Subwavelength topological edge states based on localized spoof surface plasmonic metaparticle arrays.

Plasmonic cluster arrays have demonstrated rich physics in topological photonics, but they are seriously affected by the material loss and limited by the requirement of high-precision machining. Here, we propose a kind of ultra-thin metaparticle arrays which can mimic the coupled localized plasmonic resonances at lower frequency ranges and so that can overcome the loss and fabrication problems in real metal plasmonic systems. The metaparticle is a metallic disk with circuitous grooves that can support both spoof electric and magnetic localized resonances, and these resonances can be pushed to a subwavelength region through tuning the geometric parameters. In virtue of the highly field confinement of these localized resonances, it is thought to be an ideal experimental platform to be an analogy with various near-field interactions in topological materials. As a first proof-of-concept study to show this feasibility, the subwavelength topological edge states at the zigzag metaparticle chain boundaries are numerically and experimentally demonstrated at microwave ranges.
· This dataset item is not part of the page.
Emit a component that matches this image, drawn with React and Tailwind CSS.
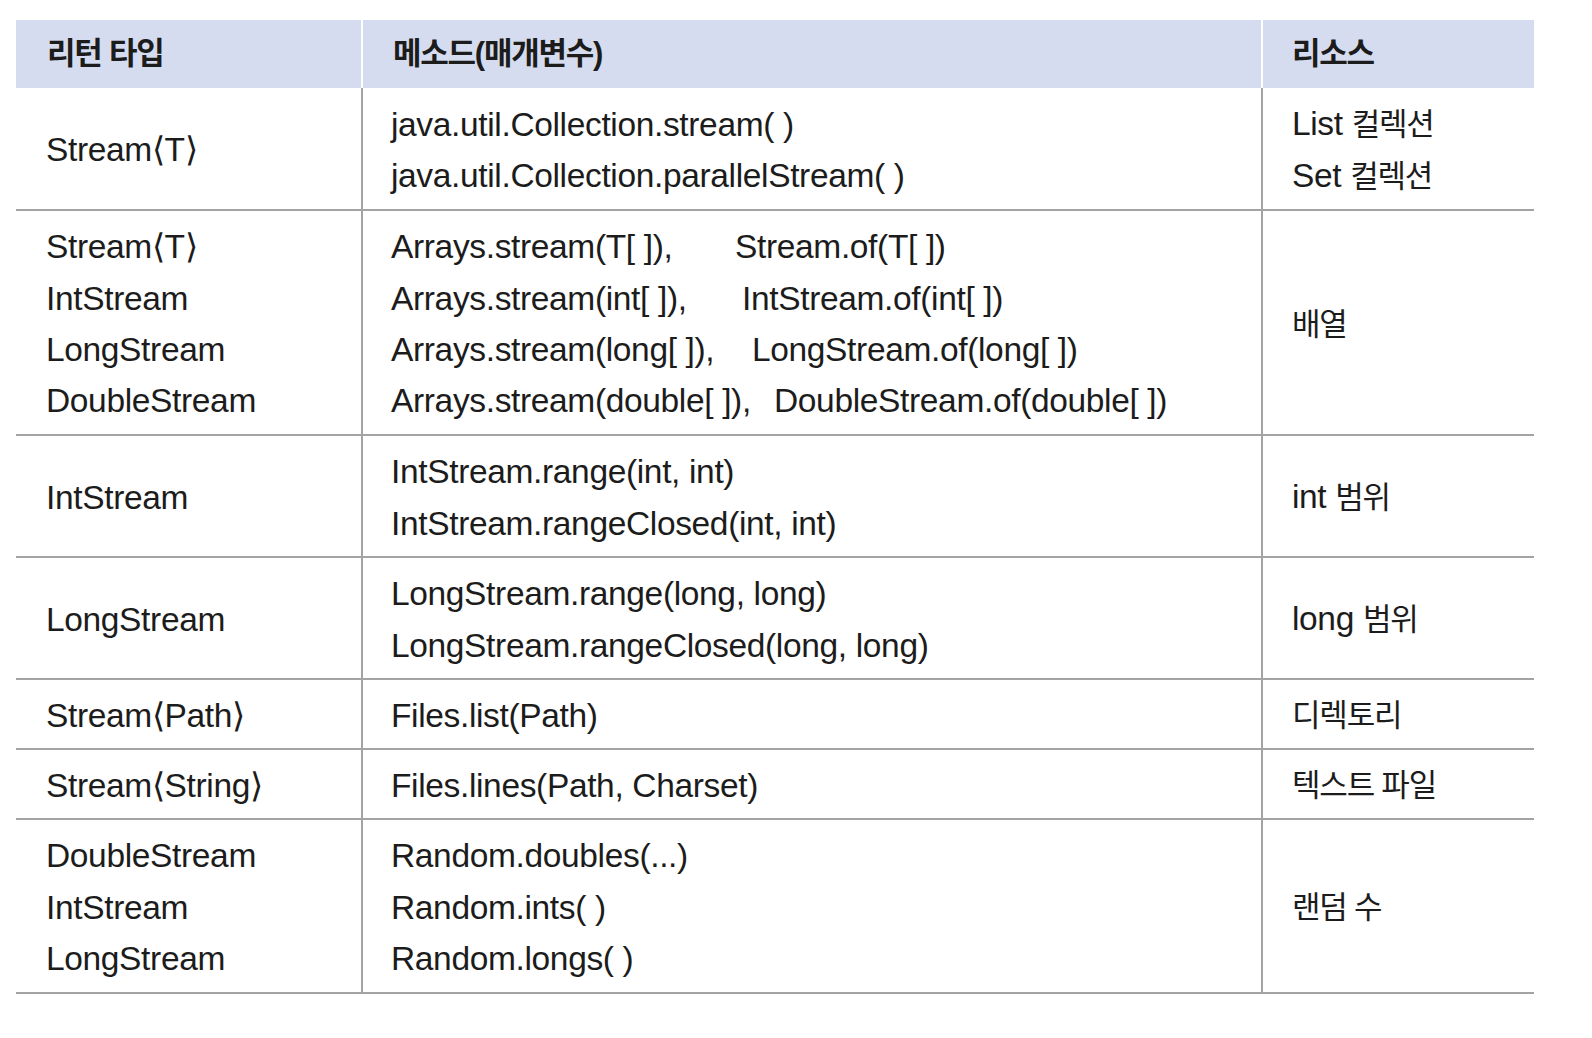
import React from "react";

const rows = [
  {
    h: "h-[123px]",
    type: ["Stream⟨T⟩"],
    methods: ["java.util.Collection.stream( )", "java.util.Collection.parallelStream( )"],
    source: [["List ", "컬렉션"], ["Set ", "컬렉션"]],
  },
  {
    h: "h-[225px]",
    type: ["Stream⟨T⟩", "IntStream", "LongStream", "DoubleStream"],
    pairs: [
      ["Arrays.stream(T[ ]),", "Stream.of(T[ ])", "w-[344px]"],
      ["Arrays.stream(int[ ]),", "IntStream.of(int[ ])", "w-[351px]"],
      ["Arrays.stream(long[ ]),", "LongStream.of(long[ ])", "w-[361px]"],
      ["Arrays.stream(double[ ]),", "DoubleStream.of(double[ ])", "w-[383px]"],
    ],
    source: [["", "배열"]],
  },
  {
    h: "h-[122px]",
    type: ["IntStream"],
    methods: ["IntStream.range(int, int)", "IntStream.rangeClosed(int, int)"],
    source: [["int ", "범위"]],
  },
  {
    h: "h-[122px]",
    type: ["LongStream"],
    methods: ["LongStream.range(long, long)", "LongStream.rangeClosed(long, long)"],
    source: [["long ", "범위"]],
  },
  { h: "h-[70px]", type: ["Stream⟨Path⟩"], methods: ["Files.list(Path)"], source: [["", "디렉토리"]] },
  { h: "h-[70px]", type: ["Stream⟨String⟩"], methods: ["Files.lines(Path, Charset)"], source: [["", "텍스트 파일"]] },
  {
    h: "h-[174px]",
    type: ["DoubleStream", "IntStream", "LongStream"],
    methods: ["Random.doubles(...)", "Random.ints( )", "Random.longs( )"],
    source: [["", "랜덤 수"]],
  },
];

function Lines({ items }) {
  return items.map((t, i) => (
    <div key={i} className="whitespace-pre">
      {t}
    </div>
  ));
}

export default function App() {
  return (
    <div
      className="min-h-screen bg-white pt-[20px] pl-[16px] text-[#1c1c1c]"
      style={{ fontFamily: '"Liberation Sans", "Noto Sans CJK KR", sans-serif' }}
    >
      <div className="w-[1518px]">
        <div className="grid grid-cols-[345px_900px_273px] h-[68px] bg-[#d6dcef] text-[31px] font-bold tracking-[-0.04em]">
          <div className="flex items-center pl-[31px]">리턴 타입</div>
          <div className="flex items-center pl-[30px] border-l-2 border-white">메소드(매개변수)</div>
          <div className="flex items-center pl-[29px] border-l-2 border-white">리소스</div>
        </div>

        {rows.map((row, i) => (
          <div
            key={i}
            className={`grid grid-cols-[345px_900px_273px] ${row.h} border-b-2 border-[#a3a3a3] text-[33.5px] leading-[51.4px] tracking-[-0.35px]`}
          >
            <div className="flex flex-col justify-center pl-[30px] pt-[3px]">
              <Lines items={row.type} />
            </div>
            <div className="flex flex-col justify-center pl-[28px] pt-[3px] border-l-2 border-[#a3a3a3]">
              {row.pairs
                ? row.pairs.map(([a, b, w], j) => (
                    <div key={j} className="flex whitespace-pre">
                      <span className={`inline-block ${w}`}>{a}</span>
                      <span>{b}</span>
                    </div>
                  ))
                : <Lines items={row.methods} />}
            </div>
            <div className="flex flex-col justify-center pl-[29px] pt-[3px] border-l-2 border-[#a3a3a3]">
              {row.source.map(([lat, kor], j) => (
                <div key={j} className="whitespace-pre">
                  {lat}
                  <span className="text-[31px] tracking-[-1.2px]">{kor}</span>
                </div>
              ))}
            </div>
          </div>
        ))}
      </div>
    </div>
  );
}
Moreover, the subwavelength topological edge states in this zigzag chain can be excited simply by the plane wave incidence, and the edge modes at two ends can be selectively excited by controlling the polarization direction. Therefore, this kind of metaparticle array not only provides an ideal platform to experimentally study various near-filed interaction dominated topological systems but may also find massive potential applications.